Speaking at the fourth SA Investment Conference, President Cyril Ramaphosa said: “As investors, you need to know that your investments are secure, that the operating environment is stable, and that you are supported by policy certainty and regulatory safeguards.” (“Ramaphosa invites global business leaders to join SA’s road to recovery”, March 24.) The reality on the ground is different; numerous current and proposed policies serve to render the SA environment hostile to serious capital formation, investment and skills development.

The Land Court and Expropriation bills remain on the table. These will, if adopted, undermine all South Africans’ property rights and assuredly disincentivise international investors from risking their capital here.

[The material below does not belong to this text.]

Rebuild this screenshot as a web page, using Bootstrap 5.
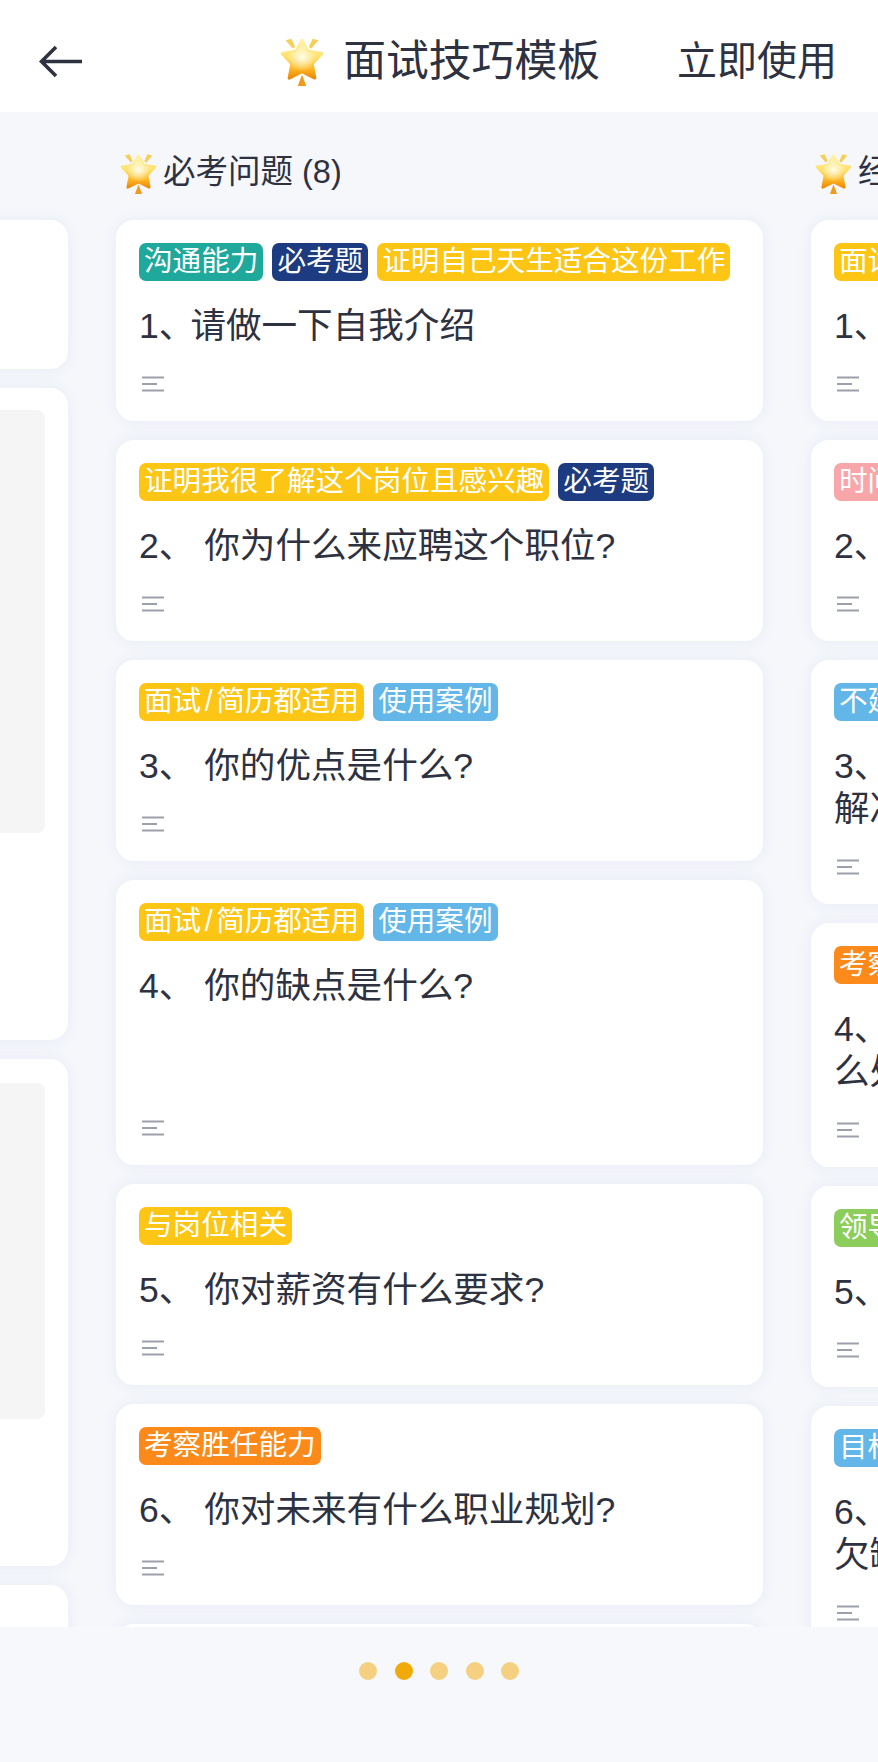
<!DOCTYPE html>
<html lang="zh-CN">
<head>
  <meta charset="UTF-8">
  <meta name="viewport" content="width=device-width, initial-scale=1.0">
  <title>面试技巧模板</title>
  <link href="https://cdn.jsdelivr.net/npm/bootstrap@5.3.0/dist/css/bootstrap.min.css" rel="stylesheet">
  <style>
    body {
      background: #f7f8fb;
      color: #2e3240;
      font-family: "Liberation Sans", "Noto Sans CJK SC", sans-serif;
      overflow-x: hidden;
    }
    .top-bar { height: 112px; padding: 10px 41px 0 39px; }
    .top-title { font-size: 42.8px; line-height: 56px; margin-left: 18px; }
    .top-action { font-size: 40px; line-height: 56px; margin-left: 77px; color: #2e3240; text-decoration: none; }
    .board { height: 1515px; overflow: hidden; background: #f5f7fb; }
    .board-track { margin-left: -579px; gap: 48px; }
    .board-col { flex: 0 0 647px; width: 647px; }
    .col-head { padding: 41px 0 28px 3px; height: 108px; font-size: 32.5px; line-height: 39px; white-space: nowrap; }
    .col-head svg { margin-right: 5px; }
    .task-list { gap: 19px; }
    .task { border: 0; border-radius: 18px; padding: 23px 23px 29px; box-shadow: 0 0 14px rgba(222, 227, 242, .6); }
    .tag-row { gap: 9px; height: 38px; }
    .tag {
      height: 38px; line-height: 37px; padding: 0 5px; border-radius: 7px;
      font-size: 28.6px; color: #fff; white-space: nowrap;
    }
    .tag-slash { margin: 0 3.500px; }
    .tag-gold { background: #fdc514; }
    .tag-teal { background: #1fa99c; }
    .tag-navy { background: #1c3b80; }
    .tag-sky { background: #62b6e8; }
    .tag-orange { background: #fb8a1a; }
    .tag-pink { background: #f8a6a9; }
    .tag-green { background: #8ccd5c; }
    .task-text { font-size: 35.6px; line-height: 43px; margin: 24px 0 28px; white-space: nowrap; }
    .task-text.tall-text { margin-bottom: 112px; }
    .num-mark { letter-spacing: -4px; }
    .task-icon { display: block; margin-left: 3px; }
    .doc-block { background: #f5f5f5; border-radius: 8px; height: 100%; }
    .blank-1 { height: 149px; }
    .blank-2 { height: 652px; padding: 22px 23px 207px 0; }
    .blank-3 { height: 507px; padding: 24px 23px 147px 0; }
    .blank-4 { height: 200px; }
    .pager { padding-top: 35px; gap: 17.5px; }
    .pager-dot { width: 18px; height: 18px; border-radius: 50%; background: #f4d080; }
    .pager-dot.on { background: #f0ab0a; }
  </style>
</head>
<body>

  <!-- shared shapes -->
  <svg width="0" height="0" class="position-absolute">
    <defs>
      <linearGradient id="starFill" x1="0" y1="0" x2="0" y2="1">
        <stop offset="0" stop-color="#fff3a8"/>
        <stop offset=".45" stop-color="#ffe06a"/>
        <stop offset=".75" stop-color="#fdb823"/>
        <stop offset="1" stop-color="#ee8a08"/>
      </linearGradient>
      <radialGradient id="starGlow" cx=".5" cy=".45" r=".38">
        <stop offset="0" stop-color="#fffde8"/>
        <stop offset="1" stop-color="#fffde8" stop-opacity="0"/>
      </radialGradient>
      <symbol id="glowStar" viewBox="0 0 43 47">
        <path d="M21.500 4 27 14.500 40 16.500 31 26 33.500 39.500 21.500 33.500 9.500 39.500 12 26 3 16.500 16 14.500Z" fill="url(#starFill)" stroke="url(#starFill)" stroke-width="3" stroke-linejoin="round"/>
        <path d="M21.500 4 27 14.500 40 16.500 31 26 33.500 39.500 21.500 33.500 9.500 39.500 12 26 3 16.500 16 14.500Z" fill="url(#starGlow)"/>
        <path d="M6 4 11.500 2.500 15 10 13 12Z" fill="#f6cf58"/>
        <path d="M37 4 31.500 2.500 28 10 30 12Z" fill="#f6cf58"/>
        <path d="M21.500 36.500 25.500 47H17.500Z" fill="#ef9a1c"/>
      </symbol>
      <symbol id="linesIcon" viewBox="0 0 22 16">
        <path d="M0 1.500H22M0 8H15M0 14.500H22" stroke="#9c9fac" stroke-width="2" fill="none"/>
      </symbol>
    </defs>
  </svg>

  <!-- Top bar -->
  <nav class="top-bar bg-white d-flex align-items-center">
    <svg width="43" height="33" viewBox="0 0 43 33" fill="none" stroke="#2e3240" stroke-width="3.600" aria-label="返回">
      <path d="M43 16.500H3M17 2 2.500 16.500 17 31"/>
    </svg>
    <div class="d-flex align-items-center ms-auto">
      <svg width="46" height="50"><use href="#glowStar"/></svg>
      <span class="top-title">面试技巧模板</span>
    </div>
    <a class="top-action" href="#">立即使用</a>
  </nav>

  <!-- Columns, scrolled sideways -->
  <main class="board">
    <div class="board-track d-flex">

      <section class="board-col">
        <div class="col-head">&nbsp;</div>
        <div class="task-list d-flex flex-column">
          <div class="card task blank-1"></div>
          <div class="card task blank-2"><div class="doc-block"></div></div>
          <div class="card task blank-3"><div class="doc-block"></div></div>
          <div class="card task blank-4"></div>
        </div>
      </section>

      <section class="board-col">
        <div class="col-head d-flex align-items-center">
          <svg width="39" height="42"><use href="#glowStar"/></svg>必考问题 (8)
        </div>
        <div class="task-list d-flex flex-column">
          <div class="card task">
            <div class="tag-row d-flex"><span class="tag tag-teal">沟通能力</span><span class="tag tag-navy">必考题</span><span class="tag tag-gold">证明自己天生适合这份工作</span></div>
            <p class="task-text">1<span class="num-mark">、</span>请做一下自我介绍</p>
            <svg class="task-icon" width="22" height="16"><use href="#linesIcon"/></svg>
          </div>
          <div class="card task">
            <div class="tag-row d-flex"><span class="tag tag-gold">证明我很了解这个岗位且感兴趣</span><span class="tag tag-navy">必考题</span></div>
            <p class="task-text">2、 你为什么来应聘这个职位?</p>
            <svg class="task-icon" width="22" height="16"><use href="#linesIcon"/></svg>
          </div>
          <div class="card task">
            <div class="tag-row d-flex"><span class="tag tag-gold">面试<span class="tag-slash">/</span>简历都适用</span><span class="tag tag-sky">使用案例</span></div>
            <p class="task-text">3、 你的优点是什么?</p>
            <svg class="task-icon" width="22" height="16"><use href="#linesIcon"/></svg>
          </div>
          <div class="card task">
            <div class="tag-row d-flex"><span class="tag tag-gold">面试<span class="tag-slash">/</span>简历都适用</span><span class="tag tag-sky">使用案例</span></div>
            <p class="task-text tall-text">4、 你的缺点是什么?</p>
            <svg class="task-icon" width="22" height="16"><use href="#linesIcon"/></svg>
          </div>
          <div class="card task">
            <div class="tag-row d-flex"><span class="tag tag-gold">与岗位相关</span></div>
            <p class="task-text">5、 你对薪资有什么要求?</p>
            <svg class="task-icon" width="22" height="16"><use href="#linesIcon"/></svg>
          </div>
          <div class="card task">
            <div class="tag-row d-flex"><span class="tag tag-orange">考察胜任能力</span></div>
            <p class="task-text">6、 你对未来有什么职业规划?</p>
            <svg class="task-icon" width="22" height="16"><use href="#linesIcon"/></svg>
          </div>
          <div class="card task"></div>
        </div>
      </section>

      <section class="board-col">
        <div class="col-head d-flex align-items-center">
          <svg width="39" height="42"><use href="#glowStar"/></svg>经典问题 (6)
        </div>
        <div class="task-list d-flex flex-column">
          <div class="card task">
            <div class="tag-row d-flex"><span class="tag tag-gold">面试<span class="tag-slash">/</span>简历都适用</span></div>
            <p class="task-text">1、</p>
            <svg class="task-icon" width="22" height="16"><use href="#linesIcon"/></svg>
          </div>
          <div class="card task">
            <div class="tag-row d-flex"><span class="tag tag-pink">时间管理</span></div>
            <p class="task-text">2、</p>
            <svg class="task-icon" width="22" height="16"><use href="#linesIcon"/></svg>
          </div>
          <div class="card task">
            <div class="tag-row d-flex"><span class="tag tag-sky">不建议</span></div>
            <p class="task-text">3、<br>解决</p>
            <svg class="task-icon" width="22" height="16"><use href="#linesIcon"/></svg>
          </div>
          <div class="card task">
            <div class="tag-row d-flex"><span class="tag tag-orange">考察胜任能力</span></div>
            <p class="task-text">4、<br>么处</p>
            <svg class="task-icon" width="22" height="16"><use href="#linesIcon"/></svg>
          </div>
          <div class="card task">
            <div class="tag-row d-flex"><span class="tag tag-green">领导力</span></div>
            <p class="task-text">5、</p>
            <svg class="task-icon" width="22" height="16"><use href="#linesIcon"/></svg>
          </div>
          <div class="card task">
            <div class="tag-row d-flex"><span class="tag tag-sky">目标管理</span></div>
            <p class="task-text">6、<br>欠缺</p>
            <svg class="task-icon" width="22" height="16"><use href="#linesIcon"/></svg>
          </div>
        </div>
      </section>

    </div>
  </main>

  <!-- Pager -->
  <div class="pager d-flex justify-content-center">
    <span class="pager-dot"></span>
    <span class="pager-dot on"></span>
    <span class="pager-dot"></span>
    <span class="pager-dot"></span>
    <span class="pager-dot"></span>
  </div>

</body>
</html>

The Employment Equity Amendment Bill sits with the president and must be vetoed if the administration is serious about changing tack from policies that have produced record-high unemployment.

It appears that the Competition Commission has taken a harder, disincentivising line towards international businesses merging with SA companies; will this be changed?

Localisation master plans will increase the costs of goods and services, as well as making the movement of goods and inputs through ports and borders more difficult. This will add to rising inflation, with the consequence that embattled consumers cannot engage in much economic activity.

If the government truly desires serious investment it must not erect additional barriers to trade. International investors and businesses will look for those countries where they aren’t forced to deal with additional government-imposed non-tariff trade barriers, such as security concerns and long delays at ports.

It is not nearly enough to have a spun-off ports authority. Opening the most lucrative rail corridors to private investment would indicate that government recognises its own shortcomings and isn’t simply focused on window-dressing “reforms”.

Foreign direct investment flows into the country fell 39% to $3.1bn in 2020, from $5bn in 2019. The 2019 figure was also a decline from $5.4bn in 2018. Wishing differently doesn’t make it so. Only radical, pro-economic freedom reforms can achieve a meaningful turnaround.